The cool example of how vision is performed by multiple parts of the brain is the person with certain damage to the left visual cortex. When shown an object in their right field, they say they cannot see it. When given the command "pick up the vase," they do just fine. The latter is a nonconscious action mediated by direct connection from the eye to the muscles, bypassing conscious thought.

~~ Paul
 
How am I supposed to concisely explain the interconnection of half a billion microscopic switches and their myriad interconnections to you?

I couldn't adequately make a second person undestand how an electromechanical pinball machine works in one sitting, and even still that would only generally explain the one brand of machine. Far simpler than a brain.

For instance, a lot is understood about invertebrate visual and nervous systems, because the same kind of bug is always wired the same. They can dissect and NAME various structures and subsystems, and refer back to them. Also the limited number of cells and interconnects makes it possible to effectively model them.

For instance, a particular structure in a locust holds promise for simplifying collision detection in robotics.

Theory: Simulating locust vision
http://www.imse.cnm.es/locust/publications/conferences/KeiRod03slides.pdf

Application: Automotive safety
http://news.nationalgeographic.com/news/2004/08/0806_040806_locusts.html

Now an inseact brain is much simpler than a human brain. About a million times (and more) simpler. But this is a step. To understand how a bug percerives is still a long way off from how a mammal perceives, and a human perceives. The fact that this is 'knowable' is promising.

Of course, any good Christian can tell you that a bug doesn't have a soul.
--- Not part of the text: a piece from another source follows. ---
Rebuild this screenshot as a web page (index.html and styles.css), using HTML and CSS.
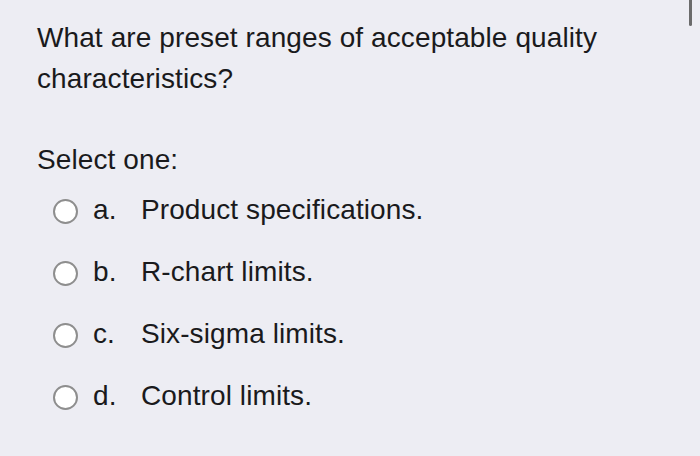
FILE: index.html
```html
<!DOCTYPE html>
<html>
<head>
<meta charset="utf-8">
<link rel="stylesheet" href="styles.css">
</head>
<body>
<div class="page">
  <div class="question">What are preset ranges of acceptable quality characteristics?</div>
  <div class="prompt">Select one:</div>
  <div class="answers">
    <div class="option"><span class="radio"></span><span class="letter">a.</span><span class="label">Product specifications.</span></div>
    <div class="option"><span class="radio"></span><span class="letter">b.</span><span class="label">R-chart limits.</span></div>
    <div class="option"><span class="radio"></span><span class="letter">c.</span><span class="label">Six-sigma limits.</span></div>
    <div class="option"><span class="radio"></span><span class="letter">d.</span><span class="label">Control limits.</span></div>
  </div>
</div>
<div class="scroll-indicator"></div>
</body>
</html>
```
FILE: styles.css
```css
html, body {
  margin: 0;
  padding: 0;
  background: #ededf3;
}
body {
  font-family: "Liberation Sans", Arial, sans-serif;
  color: #1a1a1c;
  width: 700px;
  height: 456px;
  overflow: hidden;
  position: relative;
  letter-spacing: 0.1px;
}
.page {
  padding: 17px 0 0 37px;
}
.question {
  font-size: 28px;
  line-height: 41px;
  width: 620px;
}
.prompt {
  font-size: 28px;
  line-height: 42px;
  margin-top: 40px;
}
.answers {
  display: flex;
  flex-direction: column;
  gap: 20px;
  margin-top: 8px;
}
.option {
  display: flex;
  align-items: center;
  height: 42px;
  font-size: 28px;
}
.radio {
  width: 21px;
  height: 21px;
  border: 2px solid #8e8e8e;
  border-radius: 50%;
  background: #fff;
  margin: 3px 15px 0 16px;
  flex: none;
}
.letter {
  width: 48px;
}
.scroll-indicator {
  position: absolute;
  right: 8px;
  top: 0;
  width: 3px;
  height: 26px;
  background: #6b6b6b;
  border-radius: 0 0 2px 2px;
}
```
One even told me that's why it's OK to kill them. I wonder what makes all those 'soulless' things operate and perceive and hear and see, if they're 'soulless'?
 
If the photographic print is locked away in a closet, Who or what is looking at it?

Light-induced changes have produced a chemical landscape that will reflect light in such a way that an observer will interpret a pattern that corresponds to a pattern the observer understands. Similarly, nerve-impulse-induced changes in neurons produce a neurological landscape that is also recognized.

In the case of the brain, the "snapshot" is not preserved with a direct correspondance to every detail--some filling in and interpretation is involved; this also occurs when a scene is recalled, hence the possibility of a recalled event being different that the original event.